Low-carb diets such as South Beach and Atkins are still hanging around, but they’re not the rock stars they once were. Can keto sustain its momentum?

In consumer research, Dang found that 40% of people are sustained keto devotees, while another 40% consider themselves “lazy keto” consumers. “They don’t count every single carb and they go on and off diets,” says Kitirattragarn. “It’s a very hard diet to engage because you’re forced to count calories, macros, and people don’t want to do that. If they prepare keto entrees, that’s more work.”

That’s where packaged snacks have an opportunity: making keto easy for consumers.

Lyons Wyatt says retailers can build healthy-eating endcaps or create digital message boards touting healthy food departments, with keto integrated into it. “Some larger retailers are putting dietitians and nutritionists on-site to guide customers on eating goals,” she says. “It’s an expense, but when you measure the cost and the long-term payoff, it’s a strategy that can pay for itself.” (See sidebar, below.)

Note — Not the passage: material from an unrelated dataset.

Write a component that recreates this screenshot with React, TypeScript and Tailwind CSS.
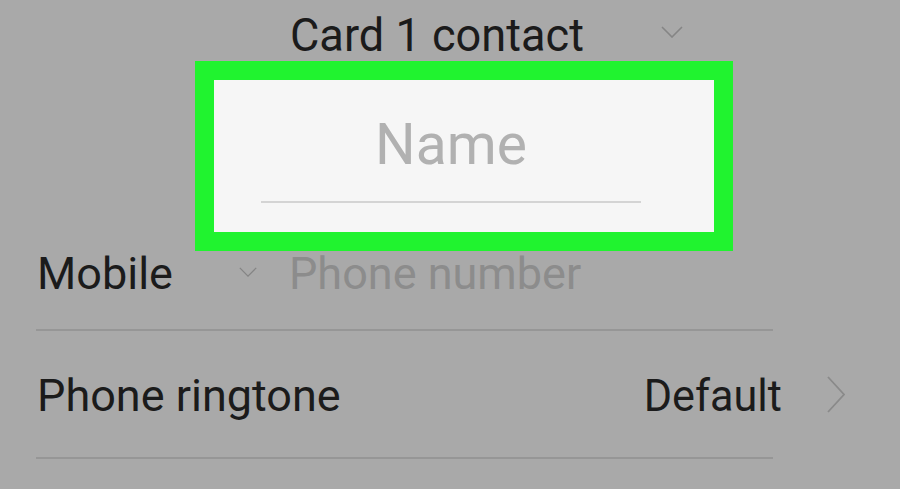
import React from "react";

const ChevronDown = ({ className }: { className?: string }) => (
  <svg viewBox="0 0 22 12" className={className} fill="none" stroke="#858585" strokeWidth={1.6}>
    <path d="M1 1 L11 11 L21 1" />
  </svg>
);

const ChevronRight = ({ className }: { className?: string }) => (
  <svg viewBox="0 0 18 37" className={className} fill="none" stroke="#8a8a8a" strokeWidth={1.8}>
    <path d="M1 1 L17 18.5 L1 36" />
  </svg>
);

export default function App() {
  return (
    <div
      className="w-[900px] h-[489px] bg-[#a9a9a9] overflow-hidden flex flex-col text-[#1b1b1b]"
      style={{ fontFamily: "Roboto, 'Noto Sans', sans-serif" }}
    >
      {/* header */}
      <div className="h-[61px] flex items-start pt-[11px] pl-[290px]">
        <span className="text-[47px] leading-none scale-x-[0.96] origin-left">Card 1 contact</span>
        <ChevronDown className="w-[22px] h-[12px] ml-[65px] mt-[15px]" />
      </div>

      {/* highlighted name field */}
      <div className="ml-[195px] w-[538px] h-[190px] border-[19px] border-[#20f32f] bg-[#f6f6f6] flex flex-col">
        <div className="ml-[47px] w-[380px] flex flex-col items-center">
          <span className="mt-[36px] text-[57px] leading-none text-[#b1b1b1]">Name</span>
          <div className="mt-[28px] w-full h-[2px] bg-[#d4d4d4]" />
        </div>
      </div>

      {/* mobile row */}
      <div className="h-[78px] flex items-start pl-[37px]">
        <span className="text-[45px] leading-none">Mobile</span>
        <ChevronDown className="w-[18px] h-[10px] ml-[66px] mt-[16px]" />
        <span className="ml-[32px] text-[45px] leading-none text-[#8c8c8c]">Phone number</span>
      </div>
      <div className="ml-[36px] w-[737px] h-[2px] bg-[#969696]" />

      {/* ringtone row */}
      <div className="h-[126px] flex items-start pt-[42px] pl-[37px]">
        <span className="text-[45px] leading-none">Phone ringtone</span>
        <span className="ml-auto text-[45px] leading-none scale-x-[0.96] origin-right">Default</span>
        <ChevronRight className="w-[18px] h-[37px] ml-[45px] mr-[55px] mt-[3px]" />
      </div>
      <div className="ml-[36px] w-[737px] h-[2px] bg-[#969696]" />
    </div>
  );
}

Specialized diet or not, people are seeking products with clean, transparent values, as many scrutinize ingredient lists. “Watching people shop for jerky, they grab the bag and squeeze it to make sure the meat is tender and there are not hard pieces,” says Frantz of Jack Link’s.

Krupa of The Goods Mart says some customers are obsessed with a ketogenic diet, while others are not as indoctrinated. In many ways, the diet seeks them out rather than the other way around—a back door way of engaging, with retailers facilitating.

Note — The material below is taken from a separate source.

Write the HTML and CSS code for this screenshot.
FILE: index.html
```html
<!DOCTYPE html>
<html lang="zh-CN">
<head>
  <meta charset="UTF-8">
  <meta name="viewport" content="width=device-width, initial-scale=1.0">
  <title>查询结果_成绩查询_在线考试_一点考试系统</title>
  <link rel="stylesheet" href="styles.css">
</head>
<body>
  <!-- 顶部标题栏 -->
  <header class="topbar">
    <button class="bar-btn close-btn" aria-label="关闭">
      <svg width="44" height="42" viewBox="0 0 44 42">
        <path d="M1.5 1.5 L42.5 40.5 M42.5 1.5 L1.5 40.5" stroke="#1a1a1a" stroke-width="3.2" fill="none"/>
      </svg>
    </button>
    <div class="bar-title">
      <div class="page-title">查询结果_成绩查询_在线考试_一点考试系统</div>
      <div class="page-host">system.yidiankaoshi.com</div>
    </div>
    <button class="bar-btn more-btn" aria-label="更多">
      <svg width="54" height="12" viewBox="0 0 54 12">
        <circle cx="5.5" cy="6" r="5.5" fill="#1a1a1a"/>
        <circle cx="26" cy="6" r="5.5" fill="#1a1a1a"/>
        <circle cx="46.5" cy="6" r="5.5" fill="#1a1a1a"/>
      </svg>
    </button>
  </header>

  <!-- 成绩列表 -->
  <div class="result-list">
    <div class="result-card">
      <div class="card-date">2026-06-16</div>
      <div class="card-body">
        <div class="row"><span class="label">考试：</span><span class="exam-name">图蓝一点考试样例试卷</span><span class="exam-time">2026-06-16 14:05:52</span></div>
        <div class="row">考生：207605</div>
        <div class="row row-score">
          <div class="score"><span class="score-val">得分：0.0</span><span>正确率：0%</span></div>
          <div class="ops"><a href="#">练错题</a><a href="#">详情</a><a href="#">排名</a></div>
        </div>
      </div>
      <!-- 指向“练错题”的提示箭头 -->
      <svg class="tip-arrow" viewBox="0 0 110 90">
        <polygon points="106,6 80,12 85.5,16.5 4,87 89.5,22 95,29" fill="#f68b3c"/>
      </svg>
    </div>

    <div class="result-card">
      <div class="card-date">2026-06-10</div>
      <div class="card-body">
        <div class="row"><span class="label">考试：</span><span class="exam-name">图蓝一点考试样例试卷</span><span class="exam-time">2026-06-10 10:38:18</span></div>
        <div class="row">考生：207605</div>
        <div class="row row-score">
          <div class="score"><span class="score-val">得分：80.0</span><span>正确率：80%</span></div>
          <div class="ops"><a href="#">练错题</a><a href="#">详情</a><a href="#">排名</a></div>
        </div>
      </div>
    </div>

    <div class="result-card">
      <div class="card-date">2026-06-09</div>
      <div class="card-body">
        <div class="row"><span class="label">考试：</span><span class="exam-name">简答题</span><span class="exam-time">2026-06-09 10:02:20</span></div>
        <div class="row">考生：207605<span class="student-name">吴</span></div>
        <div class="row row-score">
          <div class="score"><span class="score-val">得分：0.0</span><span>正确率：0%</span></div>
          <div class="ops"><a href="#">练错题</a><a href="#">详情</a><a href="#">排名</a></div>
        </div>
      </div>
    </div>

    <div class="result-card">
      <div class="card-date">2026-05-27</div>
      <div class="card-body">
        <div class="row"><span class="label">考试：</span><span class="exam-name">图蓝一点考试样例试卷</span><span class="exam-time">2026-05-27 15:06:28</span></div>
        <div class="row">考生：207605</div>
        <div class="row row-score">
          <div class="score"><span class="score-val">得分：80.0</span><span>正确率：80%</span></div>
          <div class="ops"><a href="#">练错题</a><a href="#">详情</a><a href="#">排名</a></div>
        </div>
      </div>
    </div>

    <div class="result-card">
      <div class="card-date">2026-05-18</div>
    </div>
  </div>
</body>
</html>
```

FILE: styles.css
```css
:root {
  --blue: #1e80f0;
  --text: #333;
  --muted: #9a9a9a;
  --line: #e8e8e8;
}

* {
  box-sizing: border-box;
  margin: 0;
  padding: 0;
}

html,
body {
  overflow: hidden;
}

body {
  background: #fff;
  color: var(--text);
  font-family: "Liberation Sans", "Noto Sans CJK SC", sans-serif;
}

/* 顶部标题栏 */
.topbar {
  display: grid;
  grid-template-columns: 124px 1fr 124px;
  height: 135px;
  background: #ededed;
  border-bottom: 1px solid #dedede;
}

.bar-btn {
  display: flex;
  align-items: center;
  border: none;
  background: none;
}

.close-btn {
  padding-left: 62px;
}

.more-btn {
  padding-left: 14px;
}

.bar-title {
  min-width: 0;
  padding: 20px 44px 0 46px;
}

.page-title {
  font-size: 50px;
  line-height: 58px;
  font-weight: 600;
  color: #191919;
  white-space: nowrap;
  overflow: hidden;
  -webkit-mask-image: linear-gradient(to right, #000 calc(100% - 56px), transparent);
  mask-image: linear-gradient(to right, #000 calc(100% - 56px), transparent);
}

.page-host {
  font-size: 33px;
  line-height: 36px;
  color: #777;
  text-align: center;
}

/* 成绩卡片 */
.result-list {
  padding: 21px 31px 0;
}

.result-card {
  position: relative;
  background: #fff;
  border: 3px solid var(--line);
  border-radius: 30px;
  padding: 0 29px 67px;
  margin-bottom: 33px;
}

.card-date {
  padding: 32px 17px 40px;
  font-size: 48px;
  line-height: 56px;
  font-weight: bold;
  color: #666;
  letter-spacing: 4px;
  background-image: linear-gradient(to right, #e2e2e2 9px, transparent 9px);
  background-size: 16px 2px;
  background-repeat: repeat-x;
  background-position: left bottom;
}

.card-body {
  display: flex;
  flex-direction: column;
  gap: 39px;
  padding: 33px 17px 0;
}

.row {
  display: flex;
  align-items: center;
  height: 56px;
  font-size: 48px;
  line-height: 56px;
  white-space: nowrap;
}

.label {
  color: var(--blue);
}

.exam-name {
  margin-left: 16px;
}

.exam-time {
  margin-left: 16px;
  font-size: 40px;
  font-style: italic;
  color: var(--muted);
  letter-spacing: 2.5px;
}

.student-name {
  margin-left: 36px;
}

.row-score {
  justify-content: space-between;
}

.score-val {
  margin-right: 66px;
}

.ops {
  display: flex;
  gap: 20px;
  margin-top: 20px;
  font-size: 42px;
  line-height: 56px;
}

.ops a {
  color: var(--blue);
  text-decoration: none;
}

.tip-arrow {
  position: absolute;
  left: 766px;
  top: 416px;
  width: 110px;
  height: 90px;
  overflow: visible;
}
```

“People tend to go on their own eating adventures to find out what works for them,” she says.

Guiding Consumers to Informed Choices

To introduce the uninitiated to snacks with paleo-, vegan- and ketofriendly ingredients—and encourage trial—The Goods Mart stores in Silver Lake, Calif., and New York have introduced “Discovery Zone” endcaps. Featuring brands such as Epic Provisions and Dang Bars, The Goods Mart Discovery Zones bring in new users to a brand, a category or even a diet, says owner Rachel Krupa.

Eric Richard, education coordinator for the International Dairy Deli Bakery Association, Madison, Wis., says c-stores can connect with consumers who might be in specialized diet mode via messaging and POS techniques. “C-stores are smaller formats, so I would use that to their advantage, and there can never be too much messaging as it relates to traditional signage and digital POP displays,” he says. “Overall, people on a keto diet already have a sense of what they want, so make it easy for them to find the products with those high-protein and higher ‘good fat’ attributes.”

In fact, the fat-centric profile that underpins keto brings a concern about recruiting those who have developed a stigma about fatty foods—even the good fats such as monounsaturated and polyunsaturated.

Some believe that the right communication and education can change minds. “Fat is no longer a bad word as more consumers are looking for products with real ingredients, and ‘good’ fat is part of that mission,” Richard says.

For example, bread suffered a stigma for years with some consumers, thanks to low-carb diets. “But you can convert that mindset by stressing the breads that are made with natural, simple ingredients with no preservatives or colors,” says Richard. “And to stress that it’s OK to have real sugar in a diet. Focus on the fat payoff via marketing. You are seeing more and more U.S. consumers seeking natural fats.”